Sunday, August 06, 2006

The game of champions.


This evening, I had the opportunity to play one of my favorite games for the first time in years. I think that it's safe to say that I haven't opened my vinyl-covered backgammon set since the night, five days before my dissertation was due, that my now-visiting soon-to-be-Chicagoan friend came over to help ensure that I'd eat my dinner and not feel utterly despondent. He kicked my ass in backgammon, too, but I was wound so tightly regarding the dissertation that (for once) I didn't mind. Tonight, we broke out the old set and went to town.

My first encounters with backgammon came when I arrived at Kenyon as a student. In the early 1990s, the Kenyon bookstore was still a site of, among other things, near-constant backgammon games. (Now, the backgammon sets are still around, but they're not actively played; I don't think I've seen a game since I arrived here as faculty.) The game always mystified me; it seemed to require some kind of occult knowledge. Not until I visited my father's best friend in Florida, in summer 2000, did I have an occasion to learn the game. During that trip, I kept finding my father's friend playing backgammon with his computer in the mornings. Eventually, I started watching what he was doing. Then, he told me how to play. I played the computer a few times. Then, we hunted out his old backgammon board. He defeated me a few times. But then I had it.

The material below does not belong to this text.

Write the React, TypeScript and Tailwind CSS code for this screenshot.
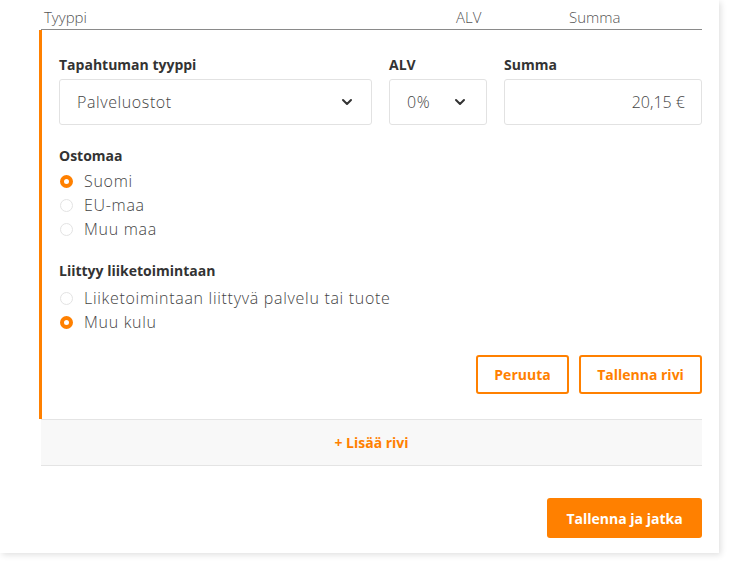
import { ChevronDown } from "lucide-react";

interface RadioProps {
  label: string;
  checked?: boolean;
}

const Radio = ({ label, checked }: RadioProps) => (
  <label className="flex h-6 items-center">
    <span
      className={
        checked
          ? "ml-px h-[13px] w-[13px] rounded-full border-[4px] border-[#ff8000] bg-white"
          : "ml-px h-[13px] w-[13px] rounded-full border-[1.5px] border-[#e3e3e3] bg-white"
      }
    />
    <span className="ml-[11px] text-[16px] leading-6 font-light tracking-[0.7px] text-[#444]">{label}</span>
  </label>
);

const SelectBox = ({ value, className }: { value: string; className: string }) => (
  <div
    className={`flex h-[46px] items-center justify-between rounded-[3px] border border-[#e2e2e2] bg-white ${className}`}
  >
    <span className="text-[16px] font-light tracking-[0.6px] text-[#444]">{value}</span>
    <ChevronDown className="h-4 w-4 text-[#333]" strokeWidth={3} />
  </div>
);

const App = () => {
  return (
    <div
      className="h-[574px] w-[746px] bg-white"
      style={{ fontFamily: "'Open Sans', Lato, sans-serif" }}
    >
      <div className="h-[553px] w-[719px] bg-white pl-[41px] pr-[17px] shadow-[2px_2px_6px_rgba(0,0,0,0.12)]">
        {/* table header */}
        <div className="flex h-[30px] items-end border-b border-[#8a8a8a] pb-[3px] text-[15px] leading-[18px] font-light text-[#555]">
          <span className="ml-[3px] w-[412px]">Tyyppi</span>
          <span className="w-[113px]">ALV</span>
          <span>Summa</span>
        </div>

        {/* editable row */}
        <div className="-ml-[2px] border-l-[3px] border-[#ff8000] pb-[25px] pl-[17px] pt-[26px]">
          <div className="flex gap-[17px]">
            <div className="w-[313px]">
              <div className="mb-[6px] text-[14px] leading-[17px] font-bold text-[#333]">Tapahtuman tyyppi</div>
              <SelectBox value="Palveluostot" className="pl-[17px] pr-[16px]" />
            </div>
            <div className="w-[98px]">
              <div className="mb-[6px] text-[14px] leading-[17px] font-bold text-[#333]">ALV</div>
              <SelectBox value="0%" className="pl-[17px] pr-[18px]" />
            </div>
            <div className="w-[198px]">
              <div className="mb-[6px] text-[14px] leading-[17px] font-bold text-[#333]">Summa</div>
              <div className="flex h-[46px] items-center justify-end rounded-[3px] border border-[#e2e2e2] bg-white pr-[16px] text-[16px] font-light text-[#444]">
                20,15 €
              </div>
            </div>
          </div>

          <div className="mt-[22px] text-[14px] leading-[17px] font-bold text-[#333]">Ostomaa</div>
          <div className="mt-[5px]">
            <Radio label="Suomi" checked />
            <Radio label="EU-maa" />
            <Radio label="Muu maa" />
          </div>

          <div className="mt-[21px] text-[14px] leading-[17px] font-bold text-[#333]">Liittyy liiketoimintaan</div>
          <div className="mt-[7px]">
            <Radio label="Liiketoimintaan liittyvä palvelu tai tuote" />
            <Radio label="Muu kulu" checked />
          </div>

          <div className="mt-[21px] flex justify-end gap-[10px]">
            <button className="h-[39px] w-[93px] rounded-[3px] border-2 border-[#ff8000] text-[14px] font-bold text-[#ff8000]">
              Peruuta
            </button>
            <button className="h-[39px] w-[123px] rounded-[3px] border-2 border-[#ff8000] text-[14px] font-bold text-[#ff8000]">
              Tallenna rivi
            </button>
          </div>
        </div>

        {/* add row */}
        <div className="flex h-[47px] items-center justify-center border-y border-[#e4e4e4] bg-[#f8f8f8] text-[14px] font-bold text-[#ff8000]">
          + Lisää rivi
        </div>

        <div className="mt-[32px] flex justify-end">
          <button className="h-[40px] w-[155px] rounded-[3px] bg-[#ff8000] text-[14px] font-bold text-white">
            Tallenna ja jatka
          </button>
        </div>
      </div>
    </div>
  );
};

export default App;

As soon as I returned to Ithaca, I bought myself a board--a really cheesy, over-the-top bad-vinyl board (a cheesier, cheaper version of the one you see above). It is two-tone brown, with a plastic handle and garish brass clasps. As soon as he arrived for the summer, I taught my then-somebody how to play. He always played the kidney-bean-colored pieces; I was always the ivory-colored pieces. We bought a notebook and kept score. We used the doubling die to great effect, sometimes building our games up to 32 or 64 points each. We would play for hours, racking up point totals well into the hundreds, sprawled out across my living room floor on hot Ithaca summer days. We took the backgammon set to the laundromat. I have never had such exceptional laundry experiences (except for the previous summer, when our game was mancala).


There's something extremely satisfying about my backgammon set: its pieces are perfectly weighted and deliciously smooth. They make perfect clicking sounds as they're raced around the board, powered by the sometimes frustrating, sometimes delightful interplay of skill and fortune. The dice cups are covered in yet more brown vinyl. I even have a trusty backgammon book, a gift from that then-somebody, that lives in the backgammon case, for easy reference.

What I'm trying to say, overall, is that I would love this game even if it weren't mentioned in Middlemarch--though George Eliot's notice is a powerful recommendation, as well (even though, as I recall, the allusion isn't one that makes backgammon sound like the best of pursuits--which, of course, in the grand scheme of things, it's not).

Now that I am back into the game, I suspect that tomorrow may turn out to be an all-day backgammon marathon--and that I may be twisting others' arms, forcing them to learn the game so that I don't have to wait another three years for my next match. (If you're one of my local readers, you may want to watch out: if you see me prowling the streets of Gambier with what looks like a tiny, striped vinyl briefcase in hand, I may be heading your way for a match-up, whether or not you already know the game.)

source for tonight's images: Wikipedia's backgammon entry.

1 Comments:

Blogger Thomas Knauer said...

Seeing as the wife and I play almost daily, you always have a match with either of us. In fact, if you come visit once we are in that elusiv house, I can guarantee you extensive backgammon fun.